Friday, February 17, 2012

Dulce miel


Tantas cicatrices en mis manos. Tanta sangre desperdiciada. Tanto sudor consumido. Todo en contra de mi voluntad.

La vida parece ser una misión imposible en donde luchamos por saborear la gota de miel que cuelga de la punta de una espina. No solo es tener el valor para llegar, pero el control para saber tomarla sin volver a derramar el elixir de tu integridad.
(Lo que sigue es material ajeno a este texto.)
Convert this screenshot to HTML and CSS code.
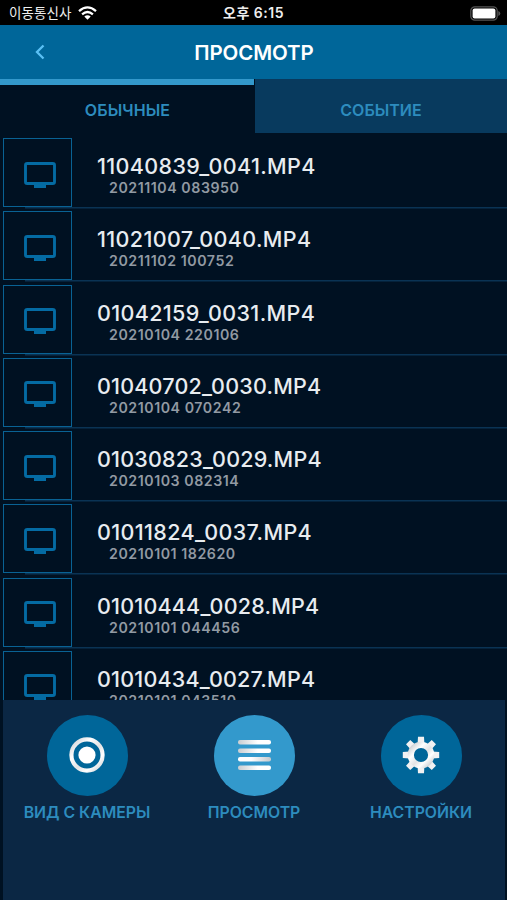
FILE: index.html
```html
<!DOCTYPE html>
<html lang="ru">
<head>
<meta charset="utf-8">
<meta name="viewport" content="width=device-width, initial-scale=1">
<title>ПРОСМОТР</title>
<link rel="stylesheet" href="styles.css">
</head>
<body>
<svg width="0" height="0" class="defs" aria-hidden="true">
  <defs>
    <linearGradient id="metal" x1="0" y1="0" x2="1" y2="1">
      <stop offset="0" stop-color="#c9cdd1"/><stop offset=".3" stop-color="#fff"/><stop offset=".55" stop-color="#e3e3e4"/><stop offset=".75" stop-color="#fff"/><stop offset="1" stop-color="#c9cdd1"/>
    </linearGradient>
    <linearGradient id="line-a"><stop offset="0" stop-color="#c8cdd1"/><stop offset=".6" stop-color="#fff"/></linearGradient>
    <linearGradient id="line-b"><stop offset=".4" stop-color="#fff"/><stop offset="1" stop-color="#c4c8cc"/></linearGradient>
    <symbol id="monitor" viewBox="0 0 32 27">
      <rect x="1.5" y="1.5" width="29" height="20" rx="1.8" fill="none" stroke="#046ba3" stroke-width="2.9"/>
      <path d="M10 22h12v4H10z" fill="#046ba3"/>
    </symbol>
  </defs>
</svg>
<div class="status">
  <div class="carrier">이동통신사</div>
  <svg class="wifi" width="19" height="14" viewBox="0 0 19 14" fill="none" stroke="#fff" stroke-width="2.3">
    <path d="M1 5.1Q9.5-2.3 18 5.1M4.1 8.3q5.4-4.6 10.8 0"/>
    <path d="M6.3 10.5q3.2-2.6 6.4 0L9.5 13.7z" fill="#fff" stroke="none"/>
  </svg>
  <div class="clock">오후 6:15</div>
  <svg class="battery" width="31" height="15" viewBox="0 0 31 15">
    <rect x=".8" y=".8" width="26.4" height="13.4" rx="4" fill="none" stroke="#555" stroke-width="1.2"/>
    <rect x="2.6" y="2.6" width="22.8" height="9.8" rx="2" fill="#fff"/>
    <path d="M28.3 5q2 .7 2 2.5t-2 2.5z" fill="#555"/>
  </svg>
</div>
<header class="header">
  <svg class="back" width="10" height="16" viewBox="0 0 10 16"><path d="M8.5 1.5 2 8l6.5 6.5" fill="none" stroke="#5bc0f5" stroke-width="2.3"/></svg>
  <h1>ПРОСМОТР</h1>
</header>
<nav class="tabs">
  <div class="tab active"><span>ОБЫЧНЫЕ</span></div>
  <div class="tab"><span>СОБЫТИЕ</span></div>
</nav>
<main class="list">
  <div class="row"><div class="thumb"><svg><use href="#monitor"/></svg></div><div class="info"><b class="wide">11040839_0041.MP4</b><small>20211104 083950</small></div></div>
  <div class="row"><div class="thumb"><svg><use href="#monitor"/></svg></div><div class="info"><b class="wide">11021007_0040.MP4</b><small>20211102 100752</small></div></div>
  <div class="row"><div class="thumb"><svg><use href="#monitor"/></svg></div><div class="info"><b class="wide">01042159_0031.MP4</b><small>20210104 220106</small></div></div>
  <div class="row"><div class="thumb"><svg><use href="#monitor"/></svg></div><div class="info"><b>01040702_0030.MP4</b><small>20210104 070242</small></div></div>
  <div class="row"><div class="thumb"><svg><use href="#monitor"/></svg></div><div class="info"><b>01030823_0029.MP4</b><small>20210103 082314</small></div></div>
  <div class="row"><div class="thumb"><svg><use href="#monitor"/></svg></div><div class="info"><b class="wide">01011824_0037.MP4</b><small>20210101 182620</small></div></div>
  <div class="row"><div class="thumb"><svg><use href="#monitor"/></svg></div><div class="info"><b>01010444_0028.MP4</b><small>20210101 044456</small></div></div>
  <div class="row"><div class="thumb"><svg><use href="#monitor"/></svg></div><div class="info"><b>01010434_0027.MP4</b><small>20210101 043510</small></div></div>
</main>
<footer class="dock">
  <div class="item">
    <div class="disc"><svg width="36" height="36" viewBox="-18 -18 36 36"><circle r="15.6" fill="none" stroke="url(#metal)" stroke-width="4.2"/><circle r="8.6" fill="#fff"/></svg></div>
    <span>ВИД С КАМЕРЫ</span>
  </div>
  <div class="item">
    <div class="disc light"><svg width="33" height="30" viewBox="0 0 33 30"><rect width="33" height="4.4" rx="2" fill="url(#line-a)"/><rect y="8.6" width="33" height="4.4" rx="2" fill="url(#line-a)"/><rect y="17.1" width="33" height="4.4" rx="2" fill="url(#line-b)"/><rect y="25.6" width="33" height="4.4" rx="2" fill="url(#line-a)"/></svg></div>
    <span>ПРОСМОТР</span>
  </div>
  <div class="item">
    <div class="disc"><svg width="38" height="38" viewBox="-19 -19 38 38">
      <g fill="#f1f1f2"><path id="teeth" d="M-3-18.2h6l.4 7h-6.8zM-3 18.2h6l.4-7h-6.8z"/><use href="#teeth" transform="rotate(45)"/><use href="#teeth" transform="rotate(90)"/><use href="#teeth" transform="rotate(135)"/></g>
      <circle r="10.2" fill="none" stroke="url(#metal)" stroke-width="6.2"/></svg></div>
    <span>НАСТРОЙКИ</span>
  </div>
</footer>
</body>
</html>
```
FILE: styles.css
```css
* { box-sizing: border-box; }
body {
  margin: 0;
  width: 507px;
  height: 900px;
  overflow: hidden;
  display: flex;
  flex-direction: column;
  background: #001122;
  font-family: Inter, "Noto Sans CJK KR", sans-serif;
}
svg { display: block; flex: none; }
.defs { position: absolute; }
.status {
  height: 25px;
  flex: none;
  display: grid;
  grid-template-columns: 77px 145px 1fr 31px;
  align-items: center;
  padding: 1px 6px 0 9px;
  background: #000;
  color: #eee;
  white-space: nowrap;
}
.carrier { font-size: 13.5px; letter-spacing: .1px; line-height: 24px; }
.wifi { margin-left: -8px; }
.clock { font-size: 14px; font-weight: 600; line-height: 24px; margin-left: -8px; letter-spacing: .5px; }
.header {
  height: 54px;
  flex: none;
  display: grid;
  grid-template-columns: 61px 1fr 60px;
  align-items: center;
  background: #006699;
}
.back { margin-left: 35px; margin-top: -2px; }
h1 { margin: 0; font-size: 20.5px; font-weight: 600; line-height: 55px; letter-spacing: -.1px; color: #fff; text-align: center; }
.tabs { height: 54px; flex: none; display: grid; grid-template-columns: 254px 252px; column-gap: 1px; }
.tab {
  display: flex;
  align-items: center;
  justify-content: center;
  padding-top: 8px;
  background: #083a5e;
  color: #2d8cbe;
  font-size: 16px;
  font-weight: 600;
}
.tab.active { background: #001122; border-top: 6px solid #3399cc; padding: 2px 0 0 1px; letter-spacing: .1px; }
.list { height: 567px; flex: none; padding-top: 4px; overflow: hidden; }
.row { height: 73.25px; display: flex; padding-left: 3px; background: linear-gradient(#0a3354, #0a3354) 25px 70px / 482px 1.5px no-repeat; }
.thumb { width: 69px; height: 69px; border: 1px solid #096294; display: grid; place-items: center; margin-top: 1px; flex: none; }
.thumb svg { width: 32px; height: 27px; margin-top: 5px; margin-left: 5px; }
.info { margin-left: 25px; padding-top: 15px; white-space: nowrap; }
.info b { display: block; font-size: 21.5px; font-weight: 550; line-height: 28px; letter-spacing: .2px; color: #e8ecf0; }
.info b.wide { letter-spacing: .36px; }
.info small { display: block; font-size: 14.2px; font-weight: 600; line-height: 16px; letter-spacing: .55px; margin-left: 12px; color: #929aa3; }
.dock {
  flex: 1;
  margin: 0 2px 0 3px;
  display: grid;
  grid-template-columns: repeat(3, 167px);
  justify-content: end;
  padding-top: 15px;
  background: #0b2744;
}
.item { display: flex; flex-direction: column; align-items: center; color: #2d8cbe; font-size: 15.8px; font-weight: 600; line-height: 20px; white-space: nowrap; }
.item span { margin-left: -1px; }
.disc { width: 81px; height: 81px; border-radius: 50%; background: #006699; display: grid; place-items: center; margin-bottom: 7px; }
.disc svg { margin: -1px 0 0 -1px; }
.disc.light { background: #3399cc; }
```
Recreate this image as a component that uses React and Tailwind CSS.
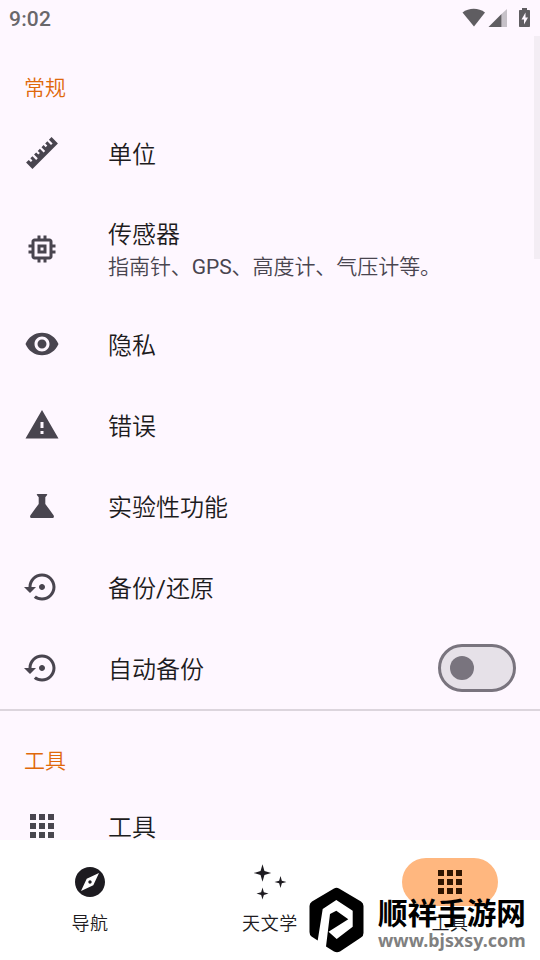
import clsx from 'clsx';

const icons = {
  ruler: 'M1.39 18.36L3.16 16.6L4.58 18L5.64 16.95L4.22 15.54L5.64 14.12L8.11 16.6L9.17 15.54L6.7 13.06L8.11 11.65L9.53 13.06L10.59 12L9.17 10.59L10.59 9.17L13.06 11.65L14.12 10.59L11.65 8.11L13.06 6.7L14.47 8.11L15.54 7.05L14.12 5.64L15.54 4.22L18 6.7L19.07 5.64L16.6 3.16L18.36 1.39L22.61 5.64L5.64 22.61Z',
  sensors: 'M15 9H9v6h6V9zm-2 4h-2v-2h2v2zm8-2V9h-2V7c0-1.1-.9-2-2-2h-2V3h-2v2h-2V3H9v2H7c-1.1 0-2 .9-2 2v2H3v2h2v2H3v2h2v2c0 1.1.9 2 2 2h2v2h2v-2h2v2h2v-2h2c1.1 0 2-.9 2-2v-2h2v-2h-2v-2h2zm-4 6H7V7h10v10z',
  eye: 'M12 4.5C7 4.5 2.73 7.61 1 12c1.73 4.39 6 7.5 11 7.5s9.27-3.11 11-7.5c-1.73-4.39-6-7.5-11-7.5zM12 17c-2.76 0-5-2.24-5-5s2.24-5 5-5 5 2.24 5 5-2.24 5-5 5zm0-8c-1.66 0-3 1.34-3 3s1.34 3 3 3 3-1.34 3-3-1.34-3-3-3z',
  alert: 'M1 21h22L12 2 1 21zm12-3h-2v-2h2v2zm0-4h-2v-4h2v4z',
  flask: 'M9 4h6c.5 0 .6.4.4.7L14.2 6.1v4.5l5.5 7.5c.6 1 .1 1.900-1 1.900H5.300c-1.100 0-1.600-.9-1-1.900l5.500-7.500V6.100L8.600 4.700c-.2-.3-.1-.7.4-.7z',
  restore: 'M14 12c0-1.1-.9-2-2-2s-2 .9-2 2 .9 2 2 2 2-.9 2-2zm-2-9c-4.97 0-9 4.03-9 9H0l4 4 4-4H5c0-3.87 3.13-7 7-7s7 3.13 7 7-3.13 7-7 7c-1.51 0-2.91-.49-4.06-1.3l-1.42 1.44C8.04 20.3 9.94 21 12 21c4.97 0 9-4.03 9-9s-4.03-9-9-9z',
  apps: 'M4 8h4V4H4v4zm6 12h4v-4h-4v4zm-6 0h4v-4H4v4zm0-6h4v-4H4v4zm6 0h4v-4h-4v4zm6-10v4h4V4h-4zm-6 4h4V4h-4v4zm6 6h4v-4h-4v4zm0 6h4v-4h-4v4z',
  compass: 'M12 10.9c-.61 0-1.1.49-1.1 1.1s.49 1.1 1.1 1.1c.61 0 1.1-.49 1.1-1.1s-.49-1.1-1.1-1.1zM12 2C6.48 2 2 6.48 2 12s4.48 10 10 10 10-4.48 10-10S17.52 2 12 2zm2.19 12.19L6 18l3.81-8.19L18 6l-3.81 8.19z',
  stars: 'M7 .2L8.300 4.700L12.800 6L8.300 7.300L7 11.800L5.700 7.300L1.200 6L5.700 4.700zM19 8L19.900 11.100L23 12L19.900 12.900L19 16L18.100 12.900L15 12L18.100 11.100zM7 15.700L7.900 18.800L11 19.700L7.900 20.600L7 23.700L6.100 20.600L3 19.700L6.100 18.800z',
};

const general = [
  { icon: 'ruler', title: '单位' },
  { icon: 'sensors', title: '传感器', summary: <>指南针、<span className="font-normal">GPS</span>、高度计、气压计等。</> },
  { icon: 'eye', title: '隐私' },
  { icon: 'alert', title: '错误' },
  { icon: 'flask', title: '实验性功能' },
  { icon: 'restore', title: <>备份<span className="font-normal">/</span>还原</> },
  { icon: 'restore', title: '自动备份', toggle: true },
];

const tabs = [
  { icon: 'compass', label: '导航' },
  { icon: 'stars', label: '天文学' },
  { icon: 'apps', label: '工具', active: true },
];

const Icon = ({ name, className }) => (
  <svg viewBox="0 0 24 24" fill="currentColor" className={clsx('size-9 shrink-0', className)}>
    <path d={icons[name]} />
  </svg>
);

const StatusBar = () => (
  <div className="h-9 shrink-0 flex items-center justify-between pl-[9px] pr-[10px] text-[#5f5d61]">
    <span className="pt-0.5 font-[Roboto] text-[21px] leading-9 tracking-[0.2px] font-medium text-[#69676b]">9:02</span>
    <svg width="68" height="22" viewBox="0 0 68 22" fill="currentColor">
      <path d="M0.5 5.5C7 .6 16.500 .6 23 5.500L12 19.500z" />
      <path d="M39.500 7V20H26.500z" />
      <path d="M39.500 7L45 2V20H39.500z" opacity="0.35" />
      <path d="M60 1h5v2h2.200q.8 0 .8.800V19.200q0 .8-.8.800H57.800q-.8 0-.8-.800V3.800q0-.8.800-.800H60z" />
      <path d="M63.500 5.500L59.500 12.500H62V17.500L66 10.500H63.500z" fill="#fef7ff" />
    </svg>
  </div>
);

const Switch = () => (
  <div className="ml-auto w-[78px] h-12 rounded-full border-3 border-[#79747e] bg-[#e6e1e8] flex items-center pl-[9px]">
    <div className="size-6 rounded-full bg-[#79747e]" />
  </div>
);

const Row = ({ icon, title, summary, toggle }) => (
  <div className={clsx('shrink-0 flex items-center px-6', summary ? 'h-[110px]' : 'h-[81px]')}>
    <Icon name={icon} className="text-[#49454f]" />
    <div className="ml-12 pt-1">
      <div className="text-2xl leading-8 text-[#1d1b20]">{title}</div>
      {summary && <div className="text-[21px] leading-8 tracking-[-0.06px] text-[#49454f]">{summary}</div>}
    </div>
    {toggle && <Switch />}
  </div>
);

const Watermark = () => (
  <div className="absolute left-[309px] top-[887px] flex">
    <svg width="55" height="66" viewBox="0 0 55 66">
      <path d="M25 1.500Q27.500 0 30 1.500L52 14.500Q54.500 16 54.500 19V46Q54.500 49 52 50.500L31 64.500Q28 66 25 64.500L17 59.500L21 27L27.300 23.700L39.300 32.300L19.500 44.800L27.700 52L43.700 39.700V23.700L27.300 13L13.700 22L8.700 53.500L2.500 49.500Q.5 48 .5 45V19Q.5 16 3 14.500z" />
    </svg>
    <div className="ml-[14px] mt-[11px] whitespace-nowrap">
      <div className="text-[29.6px] leading-8 font-bold text-black">顺祥手游网</div>
      <div className="-mt-px font-['Noto_Sans'] text-[17.9px] leading-[22px] font-bold text-[#808080]">www.bjsxsy.com</div>
    </div>
  </div>
);

const App = () => {
  return (
    <div className="relative w-[540px] h-[960px] overflow-hidden flex flex-col bg-[#fef7ff] font-[Roboto,'Noto_Sans_CJK_SC',sans-serif] font-[350]">
      <StatusBar />

      <div className="flex-1 min-h-0 flex overflow-hidden">
        <div className="flex-1 flex flex-col">
          <div className="h-[76.5px] shrink-0 pt-9 px-6 text-[21px] leading-8 text-[#e0680a]">常规</div>
          {general.map(item => (
            <Row key={item.icon + (item.toggle ? '-auto' : '')} {...item} />
          ))}
          <div className="h-[2px] shrink-0 -mr-1.5 bg-[#dcd5dd]" />
          <div className="h-[75px] shrink-0 pt-[34px] px-6 text-[21px] leading-8 text-[#e0680a]">工具</div>
          <Row icon="apps" title="工具" />
        </div>
        <div className="w-1.5 -ml-1.5 h-[223px] bg-[#f3edf4]" />
      </div>

      <div className="h-[120px] shrink-0 grid grid-cols-3 bg-white">
        {tabs.map(tab => (
          <div key={tab.label} className="flex flex-col items-center pt-[18px]">
            <div className={clsx('w-24 h-12 rounded-full flex items-center justify-center', tab.active ? 'bg-[#ffb77f] text-[#2f1400]' : 'text-[#1d1b20]')}>
              <Icon name={tab.icon} />
            </div>
            <span className="mt-1 text-lg leading-7 tracking-[0.6px] text-[#1d1b20]">{tab.label}</span>
          </div>
        ))}
      </div>

      <Watermark />
    </div>
  );
};

export default App;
Cuentas veces he deseado volver a tener la ingenuidad que una vez me caracterizó. No permitir que el mundo corrompa el niño que veía la vida con colores brillantes. ¿Dónde quedó? Creo que esa misión que comencé tenía como daño colateral la muerte de mi pureza. Lucho por mantener mi dignidad a flote, al punto que la marqué en mi piel para no olvidar que debo defenderla antes que a mi mismo.

Esas cicatrices son producto de la espera. El ramo de rosas con el que quedé varado esperando por una luz mientras la noche se hacía más oscura. La sangre fue producto de la desesperación. Esa maldita frustración que me hacía generar heridas nuevas en todo eso invisible a los ojos. Ese sudor fue producto de la furia que se encendía en mi interior. Corriendo en contra de mi mismo, ingiriendo todo lo que mi alma deseaba expulsar de mis venas. Cuando el rencor se vuelve tu savia, tu vida se vuelve tu condena.

Cruzando calvarios cual personaje bíblico, dejaba pedazos de mi piel para que pudieran encontrarme, salvarme. Mirando al cielo y rogando por luz antes de buscarla en mi mismo.

Ese niño murió en la cruz por mí.
Este hombre cargó una cruz sin él.

Acepto esa muerte, absuelvo esa carga.

El fantasma del niño me hace creer en el amor.
El recuerdo de la carga rescata mi dignidad.
Y entre un fantasma y un recuerdo he de aprender a vivir con sabor a miel en los labios.

Sin importar los obstáculos… sin importar ninguno de ellos.


P.S. Es precisamente en mi jardín donde siento la presencia del fantasma que me remonta a mi niñez, que me hace retener la fe en el amor puro, que me recuerda que nunca debo perder la admiración por la inocencia perdida. Su sonrisa me reafirma que es natural, que no es mi culpa, que el mundo en el que vivimos logra que todos (a la mala) perdamos parte de la ingenuidad que nos permitía maravillarnos de las sencilleces de la vida.